Si elle relève des faits de nature à justifier une action disciplinaire ou pénale, il est fait application des dispositions de l’article 79 alinéa 4 de la Loi organique.

 Si l'auteur de fautes de gestion bénéficie d'une rémunération autre que publique, l'amende dont il est passible est calculée en fonction de sa rémunération nette annuelle dans les conditions fixées à l'article précédent.

S'il n'est pas salarié, l'amende peut atteindre l'équivalent de la rémunération nette annuelle correspondant à celle d'un administrateur de l'administration centrale à l'échelon de rémunération le plus élevé.

Le principe de non cumul est applicable lorsque la Cour prononce plusieurs amendes contre une même personne. Ces amendes sont allouées à l'État, à la collectivité territoriale ou à l'établissement ou organisme intéressés.

Le recouvrement des amendes est assuré par le Receveur Général du Trésor, par le Receveur de la collectivité territoriale concernée, ou par le Comptable de l'organisme intéressé. Ils sont alors destinataires des extraits d'arrêts les concernant.

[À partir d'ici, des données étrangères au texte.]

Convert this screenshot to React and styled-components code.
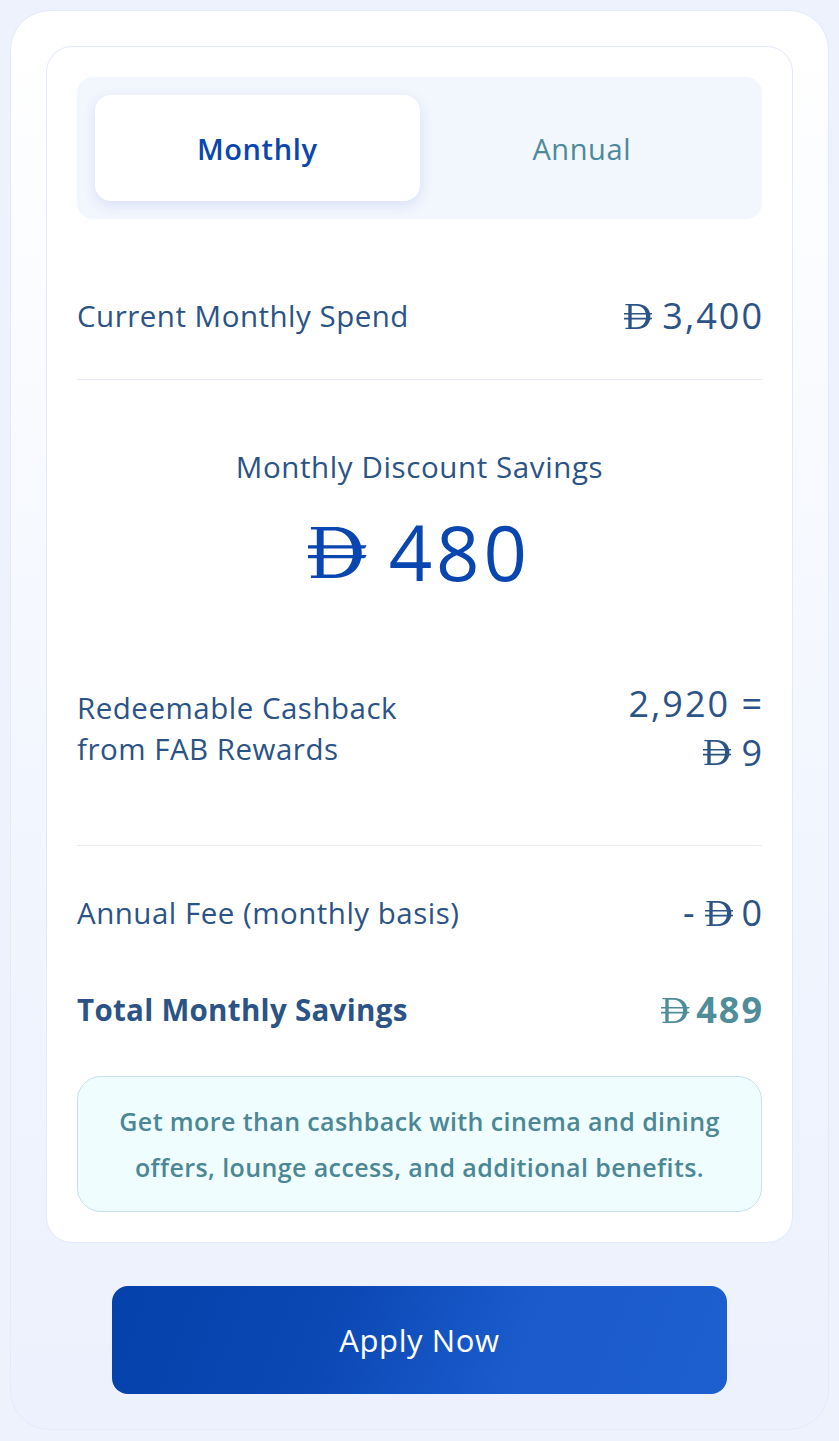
import React, { useState } from "react";
import styled, { createGlobalStyle } from "styled-components";

const Global = createGlobalStyle`
  html, body { margin: 0; padding: 0; background: #edf2fd; }
  body { font-family: "Open Sans", "Noto Sans", sans-serif; -webkit-font-smoothing: antialiased; }
  * { box-sizing: border-box; }
`;

const Page = styled.div`
  padding: 10px;
  min-height: 1441px;
`;

const OuterCard = styled.div`
  width: 819px;
  height: 1420px;
  border-radius: 40px;
  border: 1px solid #e3eafb;
  background: linear-gradient(180deg, #ffffff 0%, #f1f5fe 60%, #ecf1fd 100%);
  padding: 35px 35px 0;
  display: flex;
  flex-direction: column;
  align-items: center;
`;

const InnerCard = styled.div`
  width: 747px;
  background: #ffffff;
  border: 1px solid #e2e9fa;
  border-radius: 26px;
  padding: 30px 30px 30px;
  display: flex;
  flex-direction: column;
`;

const Toggle = styled.div`
  height: 142px;
  background: #f2f6fd;
  border-radius: 16px;
  padding: 18px;
  display: grid;
  grid-template-columns: 1fr 1fr;
`;

const Tab = styled.button`
  border: none;
  border-radius: 16px;
  font-family: inherit;
  font-size: 29px;
  letter-spacing: 0.6px;
  cursor: pointer;
  background: ${(p) => (p.$active ? "#ffffff" : "transparent")};
  color: ${(p) => (p.$active ? "#0a46b0" : "#4a8a9b")};
  font-weight: ${(p) => (p.$active ? 600 : 400)};
  box-shadow: ${(p) =>
    p.$active ? "0 4px 14px rgba(40, 80, 190, 0.13)" : "none"};
`;

const Row = styled.div`
  display: flex;
  justify-content: space-between;
  align-items: center;
  margin-top: ${(p) => p.$mt || 0}px;
  padding-bottom: ${(p) => p.$pb || 0}px;
  border-bottom: ${(p) => (p.$divider ? "1px solid #e6ebf3" : "none")};
`;

const Label = styled.div`
  font-size: 29.5px;
  letter-spacing: ${(p) => (p.$bold ? 0.3 : 0.5)}px;
  line-height: ${(p) => p.$lh || 40}px;
  color: #2b5386;
  font-weight: ${(p) => (p.$bold ? 700 : 400)};
`;

const Value = styled.div`
  font-size: 36px;
  letter-spacing: 2px;
  line-height: ${(p) => p.$lh || 40}px;
  color: ${(p) => p.$color || "#2b5386"};
  font-weight: ${(p) => (p.$bold ? 700 : 400)};
  text-align: right;
  display: flex;
  flex-direction: column;
  align-items: flex-end;
  margin-right: -2px;
`;

const ValueLine = styled.span`
  display: inline-flex;
  align-items: center;
  gap: ${(p) => p.$gap ?? 10}px;
`;

const Center = styled.div`
  display: flex;
  flex-direction: column;
  align-items: center;
  margin-top: ${(p) => p.$mt || 0}px;
`;

const SavingsLabel = styled.div`
  font-size: 29.5px;
  letter-spacing: 0.6px;
  line-height: 36px;
  color: #2b5386;
`;

const BigAmount = styled.div`
  margin-top: 27px;
  font-size: 76px;
  letter-spacing: 4px;
  line-height: 80px;
  color: #0a46b0;
  display: flex;
  align-items: center;
  gap: 22px;
`;

const Note = styled.div`
  margin-top: 46px;
  background: #effdfe;
  border: 1px solid #c6e2e9;
  border-radius: 24px;
  padding: 21px 10px;
  text-align: center;
  color: #4b8795;
  font-size: 25px;
  letter-spacing: 0.4px;
  line-height: 46px;
  font-weight: 600;
`;

const ApplyButton = styled.button`
  margin-top: 43px;
  width: 615px;
  height: 108px;
  border: none;
  border-radius: 16px;
  background: linear-gradient(110deg, #0541aa 0%, #0b48b4 35%, #1a5acb 65%, #1e5fcf 100%);
  color: #ffffff;
  font-family: inherit;
  font-size: 31px;
  letter-spacing: 0.6px;
  cursor: pointer;
`;

const Dirham = ({ size = 24, color = "currentColor" }) => (
  <svg
    width={size * 1.15}
    height={size}
    viewBox="0 0 60 52"
    fill={color}
    aria-hidden="true"
  >
    <path
      fillRule="evenodd"
      d="M3 0 H27 C45 0 55 11 55 26 C55 41 45 52 27 52 H3 V49.5 H9 V2.5 H3 Z M16 3.5 V48.5 H26 C38 48.5 46 39.5 46 26 C46 12.5 38 3.5 26 3.5 Z"
    />
    <path d="M0 18.5 H60 C59 21 58 22 56 22 H0 Z" />
    <path d="M0 28.5 H60 C59 31 58 32 56 32 H0 Z" />
  </svg>
);

export default function App() {
  const [mode, setMode] = useState("monthly");
  return (
    <Page>
      <Global />
      <OuterCard>
        <InnerCard>
          <Toggle>
            <Tab $active={mode === "monthly"} onClick={() => setMode("monthly")}>
              Monthly
            </Tab>
            <Tab $active={mode === "annual"} onClick={() => setMode("annual")}>
              Annual
            </Tab>
          </Toggle>

          <Row $mt={77} $pb={43} $divider>
            <Label>Current Monthly Spend</Label>
            <Value>
              <ValueLine>
                <Dirham size={25} /> 3,400
              </ValueLine>
            </Value>
          </Row>

          <Center $mt={69}>
            <SavingsLabel>Monthly Discount Savings</SavingsLabel>
            <BigAmount>
              <Dirham size={51} /> 480
            </BigAmount>
          </Center>

          <Row $mt={87} $pb={68} $divider>
            <Label $lh={41}>
              Redeemable Cashback
              <br />
              from FAB Rewards
            </Label>
            <Value $lh={49}>
              <ValueLine>2,920 =</ValueLine>
              <ValueLine>
                <Dirham size={25} /> 9
              </ValueLine>
            </Value>
          </Row>

          <Row $mt={47}>
            <Label>Annual Fee (monthly basis)</Label>
            <Value>
              <ValueLine $gap={8}>
                - <Dirham size={25} />0
              </ValueLine>
            </Value>
          </Row>

          <Row $mt={57}>
            <Label $bold>Total Monthly Savings</Label>
            <Value $bold $color="#4f8d99">
              <ValueLine $gap={6}>
                <Dirham size={25} />489
              </ValueLine>
            </Value>
          </Row>

          <Note>
            Get more than cashback with cinema and dining
            <br />
            offers, lounge access, and additional benefits.
          </Note>
        </InnerCard>
        <ApplyButton>Apply Now</ApplyButton>
      </OuterCard>
    </Page>
  );
}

Ils poursuivent par tous moyens de droit, notamment par précompte sur les traitements, salaires et/ou revenus perçus par la personne condamnée.

Lorsque plusieurs personnes sont impliquées dans une même affaire, la formation peut se prononcer par un seul arrêt.

La personne mise en cause et les témoins qui ne répondent pas dans le délai imparti par la Cour aux demandes de communication de pièces et documents ou aux convocations qui leur sont adressées par la Cour, ou refusent de prêter serment ou de témoigner, peuvent être condamnés par ordonnance du Premier Président à une amende de cinquante mille (50 000) à cent mille (100 000) francs.

En outre, la Cour peut soumettre les personnes concernées à une astreinte de cinq mille (5 000) francs par jour de retard.

 Les auteurs de fautes de gestion ne sont passibles d'aucune sanction s'ils peuvent se prévaloir d'un ordre écrit préalablement donné par la personne légalement habilitée à donner un tel ordre.

 Les fautes de gestion ne peuvent plus faire l'objet de poursuites devant la Cour après l'expiration d'un délai de six ans à compter du jour où elles ont été commises.